Another very important reason why debt is so dangerous is that you pay interest on it. Remember this, when you pay interest, you don’t pay the amount back you are just paying back the extra charge that a bank or lender has put on borrowing you the money. Credit cards can have up to 60% annual interest. For example you have have AED 50,000 credit card debt. You are paying AED 30,000 a year just on interest if you don’t manage to reduce the credit card amount which is outstanding.
In principle, a debt can be managed. However certain people might have a tendency to find a way out of their debt situation by taking on more debt. In reality this makes things only worse. Let’s say you have a personal loan and you fall behind your monthly installments. You will get pressured to pay the installments, without money on your bank you might decide to take a credit card withdraw to pay back the installments. You have now made things worse. You have now with two banks a loan and they both want their money from you and they add extra charges for falling behind with the payments. On top of that the credit card interest rate is the highest possible.

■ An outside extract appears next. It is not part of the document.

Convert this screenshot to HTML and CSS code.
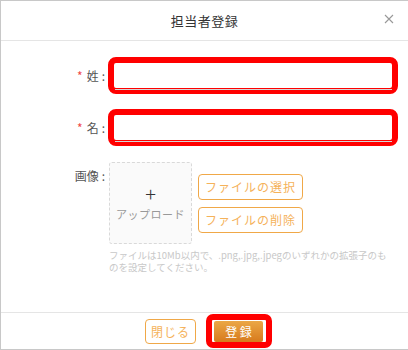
FILE: index.html
```html
<!DOCTYPE html>
<html lang="ja">
  <head>
    <meta charset="UTF-8" />
    <meta name="viewport" content="width=device-width, initial-scale=1.0" />
    <title>担当者登録</title>
    <link rel="stylesheet" href="styles.css">
  </head>
  <body>
    <div class="dialog">
      <div class="dialog-header">
        <span class="dialog-title">担当者登録</span>
        <span class="dialog-close">
          <svg width="10" height="10" viewBox="0 0 10 10">
            <path d="M1 1L9 9M9 1L1 9" stroke="#999" stroke-width="1.1" fill="none" />
          </svg>
        </span>
      </div>

      <form class="dialog-body">
        <div class="form-row">
          <label class="form-label"><span class="req">*</span>姓<span class="colon">:</span></label>
          <div class="mark">
            <input type="text" class="text-input" />
          </div>
        </div>

        <div class="form-row">
          <label class="form-label"><span class="req">*</span>名<span class="colon">:</span></label>
          <div class="mark">
            <input type="text" class="text-input" />
          </div>
        </div>

        <div class="form-row image-row">
          <label class="form-label">画像<span class="colon">:</span></label>
          <div class="image-field">
            <div class="upload-line">
              <div class="upload-box">
                <span class="upload-plus">+</span>
                <span class="upload-text">アップロード</span>
              </div>
              <div class="file-buttons">
                <button type="button" class="btn-line">ファイルの選択</button>
                <button type="button" class="btn-line">ファイルの削除</button>
              </div>
            </div>
            <p class="hint">ファイルは10Mb以内で、.png,.jpg,.jpegのいずれかの拡張子のものを設定してください。</p>
          </div>
        </div>
      </form>

      <div class="dialog-footer">
        <button type="button" class="btn-line btn-close">閉じる</button>
        <div class="mark mark-btn">
          <button type="button" class="btn-primary">登 録</button>
        </div>
      </div>
    </div>
  </body>
</html>
```

FILE: styles.css
```css
html,
body {
  margin: 0;
  padding: 0;
}
body {
  font-family: "Noto Sans CJK JP", "Noto Sans", sans-serif;
  background: #fff;
  color: #555;
}
.dialog {
  width: 412px;
  height: 350px;
  box-sizing: border-box;
  border: 1px solid #c8c8c8;
  border-right: none;
  display: flex;
  flex-direction: column;
  overflow: hidden;
}
.dialog-header {
  height: 39px;
  width: 407px;
  border-bottom: 1px solid #e5e5e5;
  display: flex;
  align-items: center;
  justify-content: center;
  position: relative;
}
.dialog-title {
  font-size: 13px;
  color: #333;
  letter-spacing: 0.5px;
}
.dialog-close {
  position: absolute;
  right: 14px;
  top: 13px;
  line-height: 0;
}
.dialog-body {
  flex: 1;
  padding-top: 16px;
  width: 407px;
}
.form-row {
  display: flex;
  align-items: center;
  margin-bottom: 15px;
}
.form-label {
  width: 107px;
  padding-right: 3px;
  box-sizing: border-box;
  text-align: right;
  font-size: 12px;
  color: #555;
}
.req {
  color: #f04848;
  margin-right: 4px;
}
.colon {
  margin-left: 3px;
}
.mark {
  border: 6px solid #ff0000;
  border-radius: 8px;
  background: #fff;
}
.form-row .mark {
  width: 277px;
  height: 25px;
  padding: 0 0 0 1px;
}
.text-input {
  width: 100%;
  height: 24px;
  box-sizing: border-box;
  border: none;
  border-bottom: 1px solid #d5d5d5;
  outline: none;
  padding: 0 6px;
  background: transparent;
}
.image-row {
  align-items: flex-start;
  margin-top: 16px;
  margin-bottom: 0;
}
.image-row .form-label {
  line-height: 28px;
}
.image-field {
  margin-left: 1px;
}
.upload-line {
  display: flex;
  align-items: center;
}
.upload-box {
  width: 81px;
  height: 80px;
  border: 1px dashed #d9d9d9;
  border-radius: 3px;
  background: #fafafa;
  display: flex;
  flex-direction: column;
  align-items: center;
  justify-content: center;
  color: #999;
}
.upload-plus {
  font-size: 20px;
  line-height: 18px;
  color: #333;
  font-weight: 200;
}
.upload-text {
  font-size: 11px;
  margin-top: 3px;
  letter-spacing: 0.5px;
}
.file-buttons {
  display: flex;
  flex-direction: column;
  gap: 7px;
  margin-left: 6px;
}
.btn-line {
  font-family: inherit;
  width: 105px;
  height: 26px;
  background: #fff;
  border: 1px solid #f0a848;
  border-radius: 4px;
  color: #f5b25a;
  font-size: 12px;
  letter-spacing: 1px;
  padding: 0;
  cursor: pointer;
}
.hint {
  margin: 5px 0 0;
  width: 278px;
  font-size: 9.5px;
  line-height: 12px;
  color: #c8c8c8;
}
.dialog-footer {
  height: 37px;
  width: 407px;
  border-top: 1px solid #e5e5e5;
  display: flex;
  align-items: center;
  justify-content: center;
  gap: 10px;
  padding-left: 8px;
  box-sizing: border-box;
}
.btn-close {
  width: 51px;
  height: 25px;
  margin-top: 1px;
}
.mark-btn {
  padding: 1px 3px 0 2px;
  border-radius: 7px;
}
.btn-primary {
  display: block;
  font-family: inherit;
  width: 49px;
  height: 21px;
  border: none;
  border-radius: 2px;
  background: linear-gradient(#eba746, #d77a1c);
  color: #fff;
  font-size: 12px;
  padding: 0;
  cursor: pointer;
}
```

Car loans are something which seem to be a good deal. With 10-15% cash down payment you own a car which is in your mind an asset, but in reality its a liability. You get a loan on the showroom value of the car. Which is for example AED 200,000. You pay AED 30,000 (15%) cash and borrow AED 170,000 (85%) on some percentage of interest which you need to pay back in 3 or 5 years. When you leave the showroom with your car, the value drops immediately with 20%. If you turn around and want to sell the car back to the dealer he will buy it back for at least 20% less. Your car has at day 1 a resale value of AED 160,000. The car value will keep dropping, but your loan not, unless you pay it all back with interest. Buying a new car financed is the quickest way to throw your money out of the window. Whenever you want to sell it, the loan amount will always be higher than the car value. You have wasted your credit on a depreciating asset.

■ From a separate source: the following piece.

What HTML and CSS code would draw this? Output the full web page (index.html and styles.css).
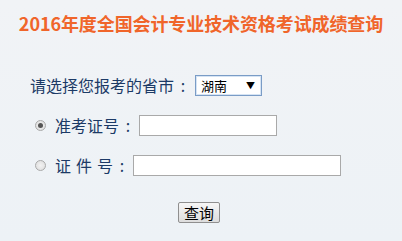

Personal loans can sound quite good. A loan for you personally. The interest rates however are not personal, they are quite high for everybody. At least 5% or more. You borrow AED 300,000. You will pay every year first AED 15,000 interest and everything extra you pay is to bring down your outstanding loan. Failing to keep up with the installments will lead to penalty charges, for example missing a couple of months of installments or not paying the total monthly installment. Paying back your personal loan earlier will be penalized by extra charges. Doesn’t sound so personal anymore.

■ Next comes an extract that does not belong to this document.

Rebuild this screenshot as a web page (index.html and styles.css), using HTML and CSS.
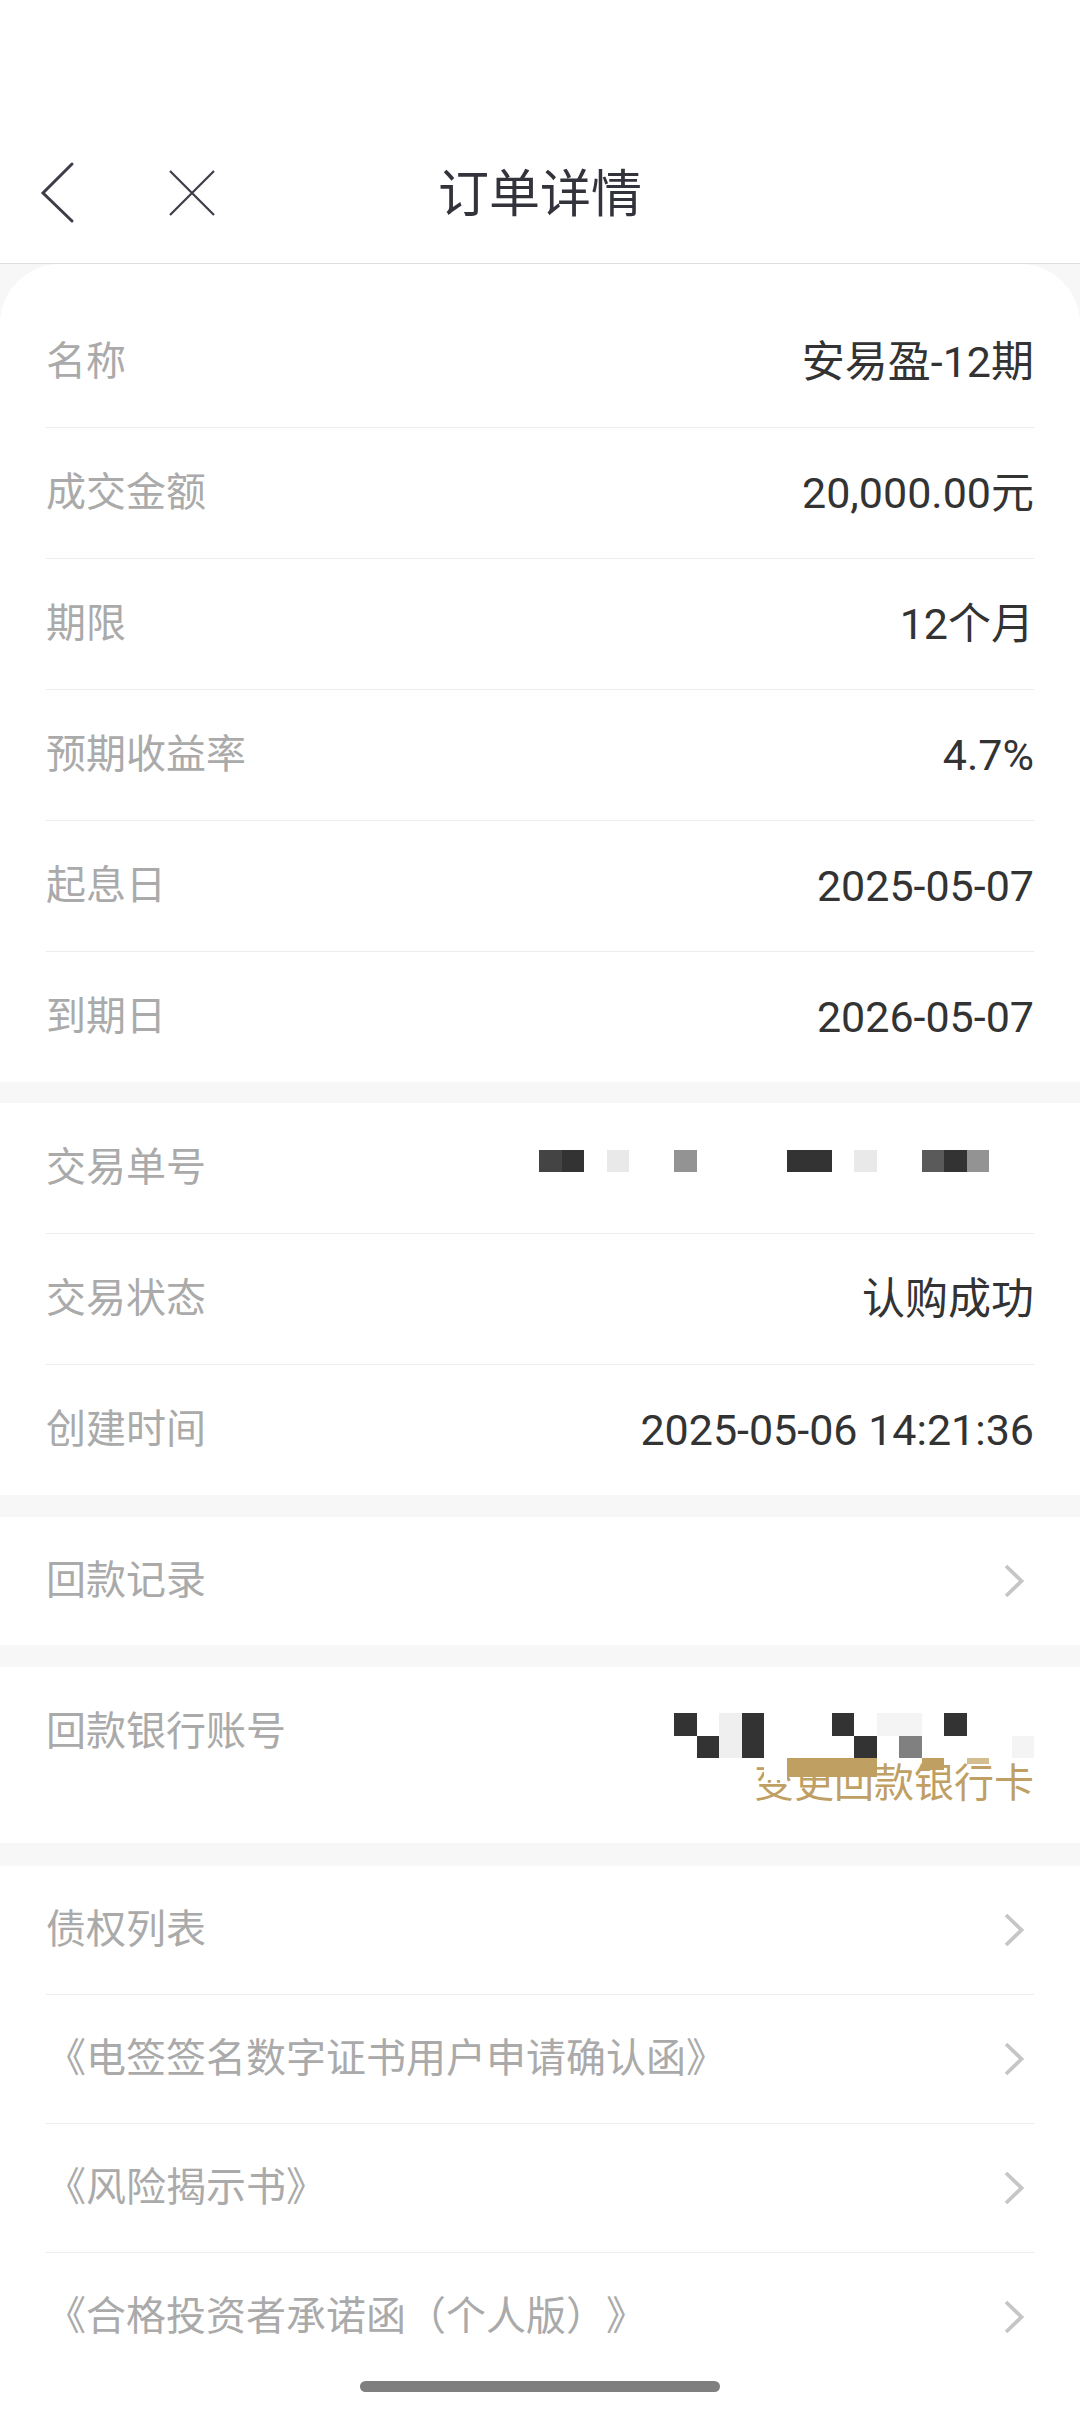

House loans is something that UAE residents were quick to take during the real estate boom in 2013 and 2014. The rents were going up, the real estate prices were also going up, therefore there was a lot of money to be made. So what can go wrong now? The rents are dropping and the real estate prices are going down. This means that an investors and tenants are less interested in your real estate. The investor is less interested because the yield is going down, and tenants are discouraged since the difference in cost between renting or buying has become smaller. Meanwhile if you want to sell it, you need to sell it at a lower price than that you bought it for and will effectively make a loss. In case you leave the country, you must rent it out. Rents are going down and lowering your income, but your home loan installments are going up. How is this possible? The AED is pegged against the dollar and EIBOR (the central bank charge) has been going up, because the FED is increasing the interest. A decision in the US is affecting your wallet. This results in a higher EIBOR interest which comes on top of the banks interest. Simultaneously your maintenance charges are also going up. Your fixed cost (EIBOR + maintenance charges) is going up, the asset value is going down and your potential income (rent) is also going down. That nice idea of having your own home is suddenly not so attractive anymore.
UAE residents are bombarded by messages about getting loans in 1-2-3. But is it really adding value to them? Maybe you can’t buy that nice car, home or trip to Australia, but you will not be in debt. There is no protection and we all know what happens if we fail to pay our loans in the UAE. The bankruptcy laws are very clear about this. I’m a strong believer of squeezing your fingers till it almost hurts and ask yourself: can I really afford this right now? Do I really need this? If you can’t afford it right now, then there is a reason why. Taking a short cut to buy things which normally were not possible comes with a price.
We are not living in a charitable society where things are given for free. Nothing comes for free when corporations offer it to you, especially when it’s a loan. Getting yourself in to debt is easy, coming out of debt unfortunately not. I have seen too many cases of people whose lives are ruined because of it. There is no easy way out of debt, the only way out of debt is by paying it back. Paying back something for many years is hard and tough. You might strongly regret getting in debt in the first place.